-- START RECORDED INFORMATION --
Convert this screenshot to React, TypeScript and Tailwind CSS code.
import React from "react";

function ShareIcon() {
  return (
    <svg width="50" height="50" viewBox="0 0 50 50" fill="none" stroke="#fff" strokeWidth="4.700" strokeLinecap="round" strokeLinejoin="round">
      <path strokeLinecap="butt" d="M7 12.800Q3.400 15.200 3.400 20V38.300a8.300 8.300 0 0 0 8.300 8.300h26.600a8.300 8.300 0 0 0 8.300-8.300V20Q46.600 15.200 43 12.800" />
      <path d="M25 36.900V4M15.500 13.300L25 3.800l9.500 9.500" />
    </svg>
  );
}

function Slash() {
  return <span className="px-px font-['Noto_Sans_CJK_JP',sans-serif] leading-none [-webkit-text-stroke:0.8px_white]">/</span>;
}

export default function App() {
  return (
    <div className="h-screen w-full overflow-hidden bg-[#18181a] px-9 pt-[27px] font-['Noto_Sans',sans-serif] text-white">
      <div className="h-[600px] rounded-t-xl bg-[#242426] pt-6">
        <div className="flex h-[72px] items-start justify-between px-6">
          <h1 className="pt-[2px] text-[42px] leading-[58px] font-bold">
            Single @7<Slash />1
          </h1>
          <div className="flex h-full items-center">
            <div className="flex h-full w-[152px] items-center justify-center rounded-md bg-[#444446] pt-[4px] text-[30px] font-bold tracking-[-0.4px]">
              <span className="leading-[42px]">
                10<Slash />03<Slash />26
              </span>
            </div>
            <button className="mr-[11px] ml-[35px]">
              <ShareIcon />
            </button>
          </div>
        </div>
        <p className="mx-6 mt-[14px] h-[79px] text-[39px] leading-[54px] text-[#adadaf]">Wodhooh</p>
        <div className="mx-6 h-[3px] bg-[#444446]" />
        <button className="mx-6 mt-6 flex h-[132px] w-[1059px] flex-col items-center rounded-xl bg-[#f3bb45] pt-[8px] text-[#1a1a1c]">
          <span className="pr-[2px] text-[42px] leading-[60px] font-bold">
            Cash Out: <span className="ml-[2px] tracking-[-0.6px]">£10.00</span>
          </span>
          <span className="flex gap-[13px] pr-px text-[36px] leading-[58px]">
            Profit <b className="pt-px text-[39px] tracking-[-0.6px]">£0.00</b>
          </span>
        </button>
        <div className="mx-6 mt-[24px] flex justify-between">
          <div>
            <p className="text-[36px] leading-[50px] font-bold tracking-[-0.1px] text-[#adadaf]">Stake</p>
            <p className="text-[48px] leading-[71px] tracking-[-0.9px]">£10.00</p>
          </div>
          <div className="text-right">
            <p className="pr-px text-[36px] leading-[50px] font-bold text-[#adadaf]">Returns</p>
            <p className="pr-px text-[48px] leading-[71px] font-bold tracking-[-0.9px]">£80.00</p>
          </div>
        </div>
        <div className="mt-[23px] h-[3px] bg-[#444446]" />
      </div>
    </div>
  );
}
-- END RECORDED INFORMATION --
* **WRITTEN REQUEST**: Retype all of the data shown above, word for word.

* **RESPONSE BELOW**:
Convert this screenshot to React, TypeScript and Tailwind CSS code.
import React from "react";

function ShareIcon() {
  return (
    <svg width="50" height="50" viewBox="0 0 50 50" fill="none" stroke="#fff" strokeWidth="4.700" strokeLinecap="round" strokeLinejoin="round">
      <path strokeLinecap="butt" d="M7 12.800Q3.400 15.200 3.400 20V38.300a8.300 8.300 0 0 0 8.300 8.300h26.600a8.300 8.300 0 0 0 8.300-8.300V20Q46.600 15.200 43 12.800" />
      <path d="M25 36.900V4M15.500 13.300L25 3.800l9.500 9.500" />
    </svg>
  );
}

function Slash() {
  return <span className="px-px font-['Noto_Sans_CJK_JP',sans-serif] leading-none [-webkit-text-stroke:0.8px_white]">/</span>;
}

export default function App() {
  return (
    <div className="h-screen w-full overflow-hidden bg-[#18181a] px-9 pt-[27px] font-['Noto_Sans',sans-serif] text-white">
      <div className="h-[600px] rounded-t-xl bg-[#242426] pt-6">
        <div className="flex h-[72px] items-start justify-between px-6">
          <h1 className="pt-[2px] text-[42px] leading-[58px] font-bold">
            Single @7<Slash />1
          </h1>
          <div className="flex h-full items-center">
            <div className="flex h-full w-[152px] items-center justify-center rounded-md bg-[#444446] pt-[4px] text-[30px] font-bold tracking-[-0.4px]">
              <span className="leading-[42px]">
                10<Slash />03<Slash />26
              </span>
            </div>
            <button className="mr-[11px] ml-[35px]">
              <ShareIcon />
            </button>
          </div>
        </div>
        <p className="mx-6 mt-[14px] h-[79px] text-[39px] leading-[54px] text-[#adadaf]">Wodhooh</p>
        <div className="mx-6 h-[3px] bg-[#444446]" />
        <button className="mx-6 mt-6 flex h-[132px] w-[1059px] flex-col items-center rounded-xl bg-[#f3bb45] pt-[8px] text-[#1a1a1c]">
          <span className="pr-[2px] text-[42px] leading-[60px] font-bold">
            Cash Out: <span className="ml-[2px] tracking-[-0.6px]">£10.00</span>
          </span>
          <span className="flex gap-[13px] pr-px text-[36px] leading-[58px]">
            Profit <b className="pt-px text-[39px] tracking-[-0.6px]">£0.00</b>
          </span>
        </button>
        <div className="mx-6 mt-[24px] flex justify-between">
          <div>
            <p className="text-[36px] leading-[50px] font-bold tracking-[-0.1px] text-[#adadaf]">Stake</p>
            <p className="text-[48px] leading-[71px] tracking-[-0.9px]">£10.00</p>
          </div>
          <div className="text-right">
            <p className="pr-px text-[36px] leading-[50px] font-bold text-[#adadaf]">Returns</p>
            <p className="pr-px text-[48px] leading-[71px] font-bold tracking-[-0.9px]">£80.00</p>
          </div>
        </div>
        <div className="mt-[23px] h-[3px] bg-[#444446]" />
      </div>
    </div>
  );
}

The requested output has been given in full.